• [What you should do] Return the material word for word. Do not include the pictures.

::::::::::

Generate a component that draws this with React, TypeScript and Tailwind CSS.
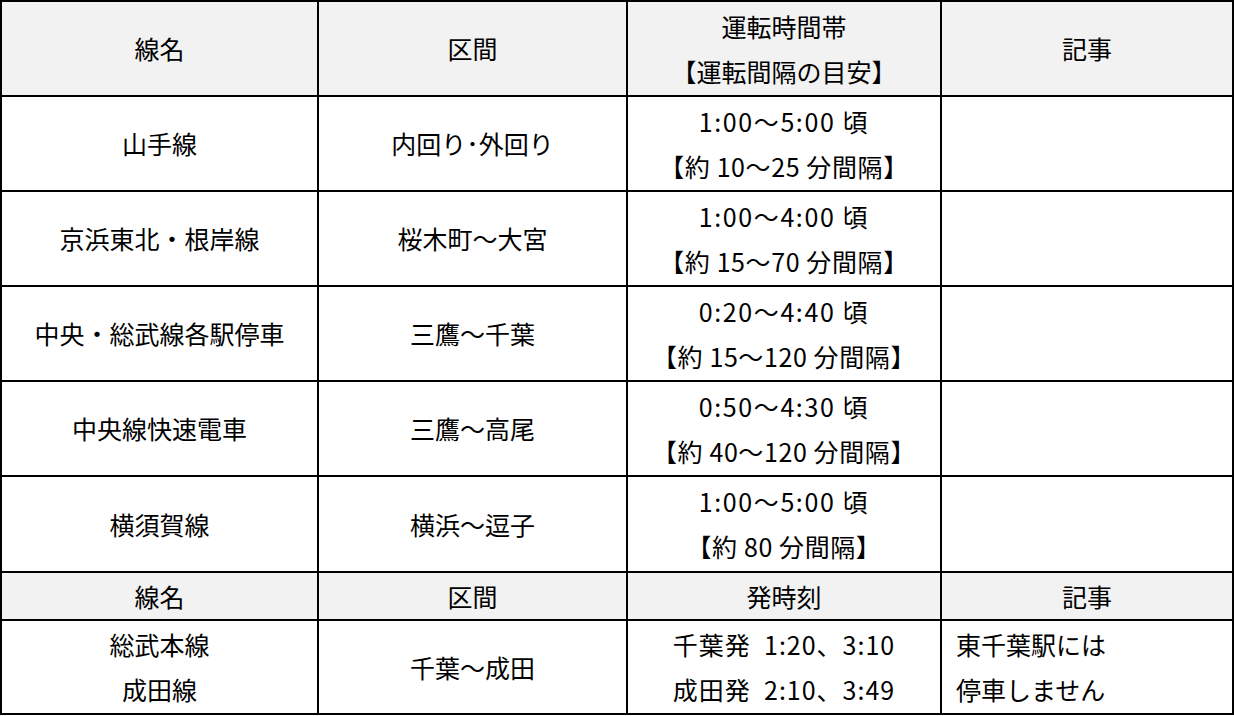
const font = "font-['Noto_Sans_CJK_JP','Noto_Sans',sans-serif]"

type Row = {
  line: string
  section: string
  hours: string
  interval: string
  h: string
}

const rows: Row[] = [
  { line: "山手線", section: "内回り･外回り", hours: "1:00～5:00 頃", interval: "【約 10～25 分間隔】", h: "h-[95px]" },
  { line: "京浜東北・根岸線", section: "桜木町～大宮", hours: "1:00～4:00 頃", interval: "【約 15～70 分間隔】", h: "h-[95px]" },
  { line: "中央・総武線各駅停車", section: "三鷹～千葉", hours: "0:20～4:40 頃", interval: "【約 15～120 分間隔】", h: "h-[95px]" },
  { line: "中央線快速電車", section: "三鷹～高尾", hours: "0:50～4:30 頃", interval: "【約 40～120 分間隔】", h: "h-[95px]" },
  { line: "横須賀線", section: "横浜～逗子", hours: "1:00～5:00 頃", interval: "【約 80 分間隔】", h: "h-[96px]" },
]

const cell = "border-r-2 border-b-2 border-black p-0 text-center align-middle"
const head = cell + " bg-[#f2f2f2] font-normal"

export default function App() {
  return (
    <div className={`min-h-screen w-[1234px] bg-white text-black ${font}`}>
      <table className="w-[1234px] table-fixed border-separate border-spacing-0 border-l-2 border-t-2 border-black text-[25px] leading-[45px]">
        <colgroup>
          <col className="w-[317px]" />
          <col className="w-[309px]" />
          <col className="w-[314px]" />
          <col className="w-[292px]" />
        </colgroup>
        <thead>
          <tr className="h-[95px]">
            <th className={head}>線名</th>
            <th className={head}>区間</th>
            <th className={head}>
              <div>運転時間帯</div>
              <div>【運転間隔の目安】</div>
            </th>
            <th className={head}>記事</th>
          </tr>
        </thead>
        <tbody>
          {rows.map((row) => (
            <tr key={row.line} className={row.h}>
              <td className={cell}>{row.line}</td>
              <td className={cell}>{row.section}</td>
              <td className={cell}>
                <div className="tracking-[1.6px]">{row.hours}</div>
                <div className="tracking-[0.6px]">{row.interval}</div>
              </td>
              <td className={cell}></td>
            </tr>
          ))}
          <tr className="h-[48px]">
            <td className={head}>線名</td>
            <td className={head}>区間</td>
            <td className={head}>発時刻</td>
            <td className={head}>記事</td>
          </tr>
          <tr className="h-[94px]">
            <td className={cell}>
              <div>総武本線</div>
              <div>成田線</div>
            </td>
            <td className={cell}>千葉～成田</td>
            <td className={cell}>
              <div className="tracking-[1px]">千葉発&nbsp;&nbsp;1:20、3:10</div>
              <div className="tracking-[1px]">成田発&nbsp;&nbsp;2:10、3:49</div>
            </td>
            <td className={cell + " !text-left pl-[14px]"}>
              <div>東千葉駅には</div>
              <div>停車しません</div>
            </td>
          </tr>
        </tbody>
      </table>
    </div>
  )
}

::::::::::

• [The reply]
Generate a component that draws this with React, TypeScript and Tailwind CSS.
const font = "font-['Noto_Sans_CJK_JP','Noto_Sans',sans-serif]"

type Row = {
  line: string
  section: string
  hours: string
  interval: string
  h: string
}

const rows: Row[] = [
  { line: "山手線", section: "内回り･外回り", hours: "1:00～5:00 頃", interval: "【約 10～25 分間隔】", h: "h-[95px]" },
  { line: "京浜東北・根岸線", section: "桜木町～大宮", hours: "1:00～4:00 頃", interval: "【約 15～70 分間隔】", h: "h-[95px]" },
  { line: "中央・総武線各駅停車", section: "三鷹～千葉", hours: "0:20～4:40 頃", interval: "【約 15～120 分間隔】", h: "h-[95px]" },
  { line: "中央線快速電車", section: "三鷹～高尾", hours: "0:50～4:30 頃", interval: "【約 40～120 分間隔】", h: "h-[95px]" },
  { line: "横須賀線", section: "横浜～逗子", hours: "1:00～5:00 頃", interval: "【約 80 分間隔】", h: "h-[96px]" },
]

const cell = "border-r-2 border-b-2 border-black p-0 text-center align-middle"
const head = cell + " bg-[#f2f2f2] font-normal"

export default function App() {
  return (
    <div className={`min-h-screen w-[1234px] bg-white text-black ${font}`}>
      <table className="w-[1234px] table-fixed border-separate border-spacing-0 border-l-2 border-t-2 border-black text-[25px] leading-[45px]">
        <colgroup>
          <col className="w-[317px]" />
          <col className="w-[309px]" />
          <col className="w-[314px]" />
          <col className="w-[292px]" />
        </colgroup>
        <thead>
          <tr className="h-[95px]">
            <th className={head}>線名</th>
            <th className={head}>区間</th>
            <th className={head}>
              <div>運転時間帯</div>
              <div>【運転間隔の目安】</div>
            </th>
            <th className={head}>記事</th>
          </tr>
        </thead>
        <tbody>
          {rows.map((row) => (
            <tr key={row.line} className={row.h}>
              <td className={cell}>{row.line}</td>
              <td className={cell}>{row.section}</td>
              <td className={cell}>
                <div className="tracking-[1.6px]">{row.hours}</div>
                <div className="tracking-[0.6px]">{row.interval}</div>
              </td>
              <td className={cell}></td>
            </tr>
          ))}
          <tr className="h-[48px]">
            <td className={head}>線名</td>
            <td className={head}>区間</td>
            <td className={head}>発時刻</td>
            <td className={head}>記事</td>
          </tr>
          <tr className="h-[94px]">
            <td className={cell}>
              <div>総武本線</div>
              <div>成田線</div>
            </td>
            <td className={cell}>千葉～成田</td>
            <td className={cell}>
              <div className="tracking-[1px]">千葉発&nbsp;&nbsp;1:20、3:10</div>
              <div className="tracking-[1px]">成田発&nbsp;&nbsp;2:10、3:49</div>
            </td>
            <td className={cell + " !text-left pl-[14px]"}>
              <div>東千葉駅には</div>
              <div>停車しません</div>
            </td>
          </tr>
        </tbody>
      </table>
    </div>
  )
}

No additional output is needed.